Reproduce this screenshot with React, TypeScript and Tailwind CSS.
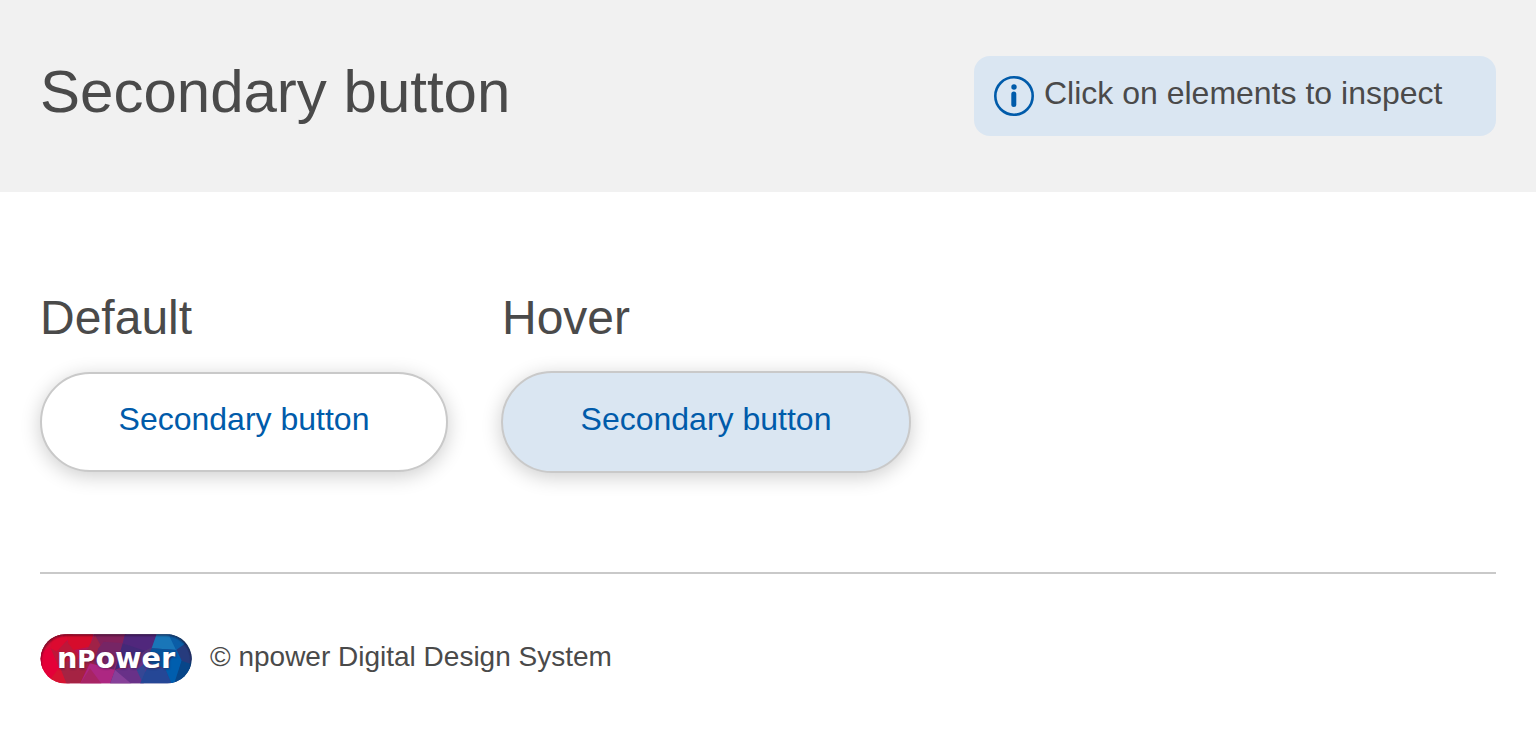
import React from 'react';

function InfoIcon() {
  return (
    <svg className="mt-5 size-10 shrink-0" viewBox="0 0 40 40" fill="none" aria-hidden="true">
      <circle cx="20" cy="20" r="18.7" stroke="#005baa" strokeWidth="2.6" />
      <circle cx="20" cy="11" r="2.7" fill="#005baa" />
      <path d="M19.8 18V28.5" stroke="#005baa" strokeWidth="5" strokeLinecap="round" />
    </svg>
  );
}

const facets: [string, string][] = [
  ['30,42 90,42 60,95 30,150', '#d40f36'],
  ['30,100 60,80 90,145 60,192 30,192', '#e40038'],
  ['70,42 130,42 80,95 62,85', '#dc0a30'],
  ['62,85 80,95 110,62 150,110 90,150', '#bd1739'],
  ['110,42 190,42 180,80 130,90 115,70', '#d60c2c'],
  ['90,140 120,192 50,192', '#d71331'],
  ['85,130 185,110 150,192 110,192', '#a52343'],
  ['190,42 290,42 275,75 220,65 205,85', '#83215b'],
  ['160,110 195,45 225,100 190,150', '#a02247'],
  ['205,85 220,65 285,70 250,150 190,130', '#762565'],
  ['180,130 255,150 240,192 150,192', '#ad2782'],
  ['180,145 215,192 150,192', '#a82464'],
  ['285,42 380,42 365,82 340,95 278,70', '#50277c'],
  ['278,70 345,92 300,130 255,150', '#432978'],
  ['255,150 320,140 370,90 340,192 240,192', '#683188'],
  ['255,150 305,192 240,192', '#864099'],
  ['320,150 350,125 340,192', '#354795'],
  ['380,42 420,42 440,90 365,85', '#1976b8'],
  ['365,85 440,90 405,145 350,125', '#07539b'],
  ['350,145 405,145 425,192 330,192', '#254796'],
  ['415,42 445,42 465,72 438,90', '#0b5da6'],
  ['440,90 465,72 490,110 475,140 455,122', '#263b7d'],
  ['405,145 440,90 455,122 435,192 425,192', '#005eae'],
  ['455,122 490,135 460,192 432,192', '#074689'],
];

function NpowerLogo() {
  return (
    <svg className="h-[50px] w-[152px] shrink-0" viewBox="30 42 456 150" role="img" aria-label="npower">
      <defs>
        <clipPath id="logo-pill">
          <rect x="32" y="43" width="453" height="147" rx="73.5" />
        </clipPath>
        <linearGradient id="logo-base" x1="0" x2="1">
          <stop offset="0" stopColor="#e40038" />
          <stop offset="0.5" stopColor="#8d256c" />
          <stop offset="1" stopColor="#074689" />
        </linearGradient>
        <filter id="logo-edge" x="-10%" y="-10%" width="120%" height="130%">
          <feGaussianBlur stdDeviation="3" />
        </filter>
      </defs>
      <g clipPath="url(#logo-pill)">
        <rect x="30" y="42" width="456" height="150" fill="url(#logo-base)" />
        {facets.map(([points, fill]) => (
          <polygon key={points} points={points} fill={fill} />
        ))}
        <rect x="29" y="42" width="459" height="170" rx="80" fill="none" stroke="#201020" strokeOpacity="0.75" strokeWidth="7" filter="url(#logo-edge)" />
      </g>
      <g fontFamily="DejaVu Sans, sans-serif" fontSize="86" fontWeight="700" textAnchor="middle">
        <text x="260" y="146" fill="#2a1038" opacity="0.5" aria-hidden="true" filter="url(#logo-edge)">
          n<tspan fontSize="74">P</tspan>ower
        </text>
        <text x="258" y="143" fill="#ffffff">
          n<tspan fontSize="74">P</tspan>ower
        </text>
      </g>
    </svg>
  );
}

export default function App() {
  return (
    <div className="bg-white font-['Liberation_Sans',Arial,sans-serif] text-[#4a4a4a]">
      <header className="flex items-start justify-between bg-[#f1f1f1] px-10 py-14">
        <h1 className="text-[60px] leading-[72px]">Secondary button</h1>
        <div className="flex h-20 w-[522px] items-start gap-2.5 rounded-2xl bg-[#dae6f2] pl-5">
          <InfoIcon />
          <p className="pt-[17px] text-[32px] leading-10">Click on elements to inspect</p>
        </div>
      </header>

      <main className="mx-10 flex gap-[54px] border-b-2 border-[#c9c9c9] pt-[98px] pb-[100px]">
        <section>
          <h2 className="mb-[26px] text-[48px] leading-14">Default</h2>
          <button
            type="button"
            className="block h-[100px] w-[408px] cursor-pointer rounded-full border-2 border-[#c9c9c9] bg-white pb-1.5 text-[32px] leading-10 text-[#005baa] shadow-[0_4px_20px_rgba(0,0,0,0.2)]"
          >
            Secondary button
          </button>
        </section>
        <section>
          <h2 className="mb-[26px] text-[48px] leading-14">Hover</h2>
          <button
            type="button"
            className="-m-px block h-[102px] w-[410px] cursor-pointer rounded-full border-2 border-[#c9c9c9] bg-[#dae6f2] pb-1.5 text-[32px] leading-10 text-[#005baa] shadow-[0_4px_20px_rgba(0,0,0,0.2)]"
          >
            Secondary button
          </button>
        </section>
      </main>

      <footer className="mx-10 flex items-start gap-[18px] py-[60px]">
        <NpowerLogo />
        <p className="pt-[3px] text-[28px] leading-10">© npower Digital Design System</p>
      </footer>
    </div>
  );
}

*****

Give the data again exactly as written, with all pictures left out.

Result of this task -
Reproduce this screenshot with React, TypeScript and Tailwind CSS.
import React from 'react';

function InfoIcon() {
  return (
    <svg className="mt-5 size-10 shrink-0" viewBox="0 0 40 40" fill="none" aria-hidden="true">
      <circle cx="20" cy="20" r="18.7" stroke="#005baa" strokeWidth="2.6" />
      <circle cx="20" cy="11" r="2.7" fill="#005baa" />
      <path d="M19.8 18V28.5" stroke="#005baa" strokeWidth="5" strokeLinecap="round" />
    </svg>
  );
}

const facets: [string, string][] = [
  ['30,42 90,42 60,95 30,150', '#d40f36'],
  ['30,100 60,80 90,145 60,192 30,192', '#e40038'],
  ['70,42 130,42 80,95 62,85', '#dc0a30'],
  ['62,85 80,95 110,62 150,110 90,150', '#bd1739'],
  ['110,42 190,42 180,80 130,90 115,70', '#d60c2c'],
  ['90,140 120,192 50,192', '#d71331'],
  ['85,130 185,110 150,192 110,192', '#a52343'],
  ['190,42 290,42 275,75 220,65 205,85', '#83215b'],
  ['160,110 195,45 225,100 190,150', '#a02247'],
  ['205,85 220,65 285,70 250,150 190,130', '#762565'],
  ['180,130 255,150 240,192 150,192', '#ad2782'],
  ['180,145 215,192 150,192', '#a82464'],
  ['285,42 380,42 365,82 340,95 278,70', '#50277c'],
  ['278,70 345,92 300,130 255,150', '#432978'],
  ['255,150 320,140 370,90 340,192 240,192', '#683188'],
  ['255,150 305,192 240,192', '#864099'],
  ['320,150 350,125 340,192', '#354795'],
  ['380,42 420,42 440,90 365,85', '#1976b8'],
  ['365,85 440,90 405,145 350,125', '#07539b'],
  ['350,145 405,145 425,192 330,192', '#254796'],
  ['415,42 445,42 465,72 438,90', '#0b5da6'],
  ['440,90 465,72 490,110 475,140 455,122', '#263b7d'],
  ['405,145 440,90 455,122 435,192 425,192', '#005eae'],
  ['455,122 490,135 460,192 432,192', '#074689'],
];

function NpowerLogo() {
  return (
    <svg className="h-[50px] w-[152px] shrink-0" viewBox="30 42 456 150" role="img" aria-label="npower">
      <defs>
        <clipPath id="logo-pill">
          <rect x="32" y="43" width="453" height="147" rx="73.5" />
        </clipPath>
        <linearGradient id="logo-base" x1="0" x2="1">
          <stop offset="0" stopColor="#e40038" />
          <stop offset="0.5" stopColor="#8d256c" />
          <stop offset="1" stopColor="#074689" />
        </linearGradient>
        <filter id="logo-edge" x="-10%" y="-10%" width="120%" height="130%">
          <feGaussianBlur stdDeviation="3" />
        </filter>
      </defs>
      <g clipPath="url(#logo-pill)">
        <rect x="30" y="42" width="456" height="150" fill="url(#logo-base)" />
        {facets.map(([points, fill]) => (
          <polygon key={points} points={points} fill={fill} />
        ))}
        <rect x="29" y="42" width="459" height="170" rx="80" fill="none" stroke="#201020" strokeOpacity="0.75" strokeWidth="7" filter="url(#logo-edge)" />
      </g>
      <g fontFamily="DejaVu Sans, sans-serif" fontSize="86" fontWeight="700" textAnchor="middle">
        <text x="260" y="146" fill="#2a1038" opacity="0.5" aria-hidden="true" filter="url(#logo-edge)">
          n<tspan fontSize="74">P</tspan>ower
        </text>
        <text x="258" y="143" fill="#ffffff">
          n<tspan fontSize="74">P</tspan>ower
        </text>
      </g>
    </svg>
  );
}

export default function App() {
  return (
    <div className="bg-white font-['Liberation_Sans',Arial,sans-serif] text-[#4a4a4a]">
      <header className="flex items-start justify-between bg-[#f1f1f1] px-10 py-14">
        <h1 className="text-[60px] leading-[72px]">Secondary button</h1>
        <div className="flex h-20 w-[522px] items-start gap-2.5 rounded-2xl bg-[#dae6f2] pl-5">
          <InfoIcon />
          <p className="pt-[17px] text-[32px] leading-10">Click on elements to inspect</p>
        </div>
      </header>

      <main className="mx-10 flex gap-[54px] border-b-2 border-[#c9c9c9] pt-[98px] pb-[100px]">
        <section>
          <h2 className="mb-[26px] text-[48px] leading-14">Default</h2>
          <button
            type="button"
            className="block h-[100px] w-[408px] cursor-pointer rounded-full border-2 border-[#c9c9c9] bg-white pb-1.5 text-[32px] leading-10 text-[#005baa] shadow-[0_4px_20px_rgba(0,0,0,0.2)]"
          >
            Secondary button
          </button>
        </section>
        <section>
          <h2 className="mb-[26px] text-[48px] leading-14">Hover</h2>
          <button
            type="button"
            className="-m-px block h-[102px] w-[410px] cursor-pointer rounded-full border-2 border-[#c9c9c9] bg-[#dae6f2] pb-1.5 text-[32px] leading-10 text-[#005baa] shadow-[0_4px_20px_rgba(0,0,0,0.2)]"
          >
            Secondary button
          </button>
        </section>
      </main>

      <footer className="mx-10 flex items-start gap-[18px] py-[60px]">
        <NpowerLogo />
        <p className="pt-[3px] text-[28px] leading-10">© npower Digital Design System</p>
      </footer>
    </div>
  );
}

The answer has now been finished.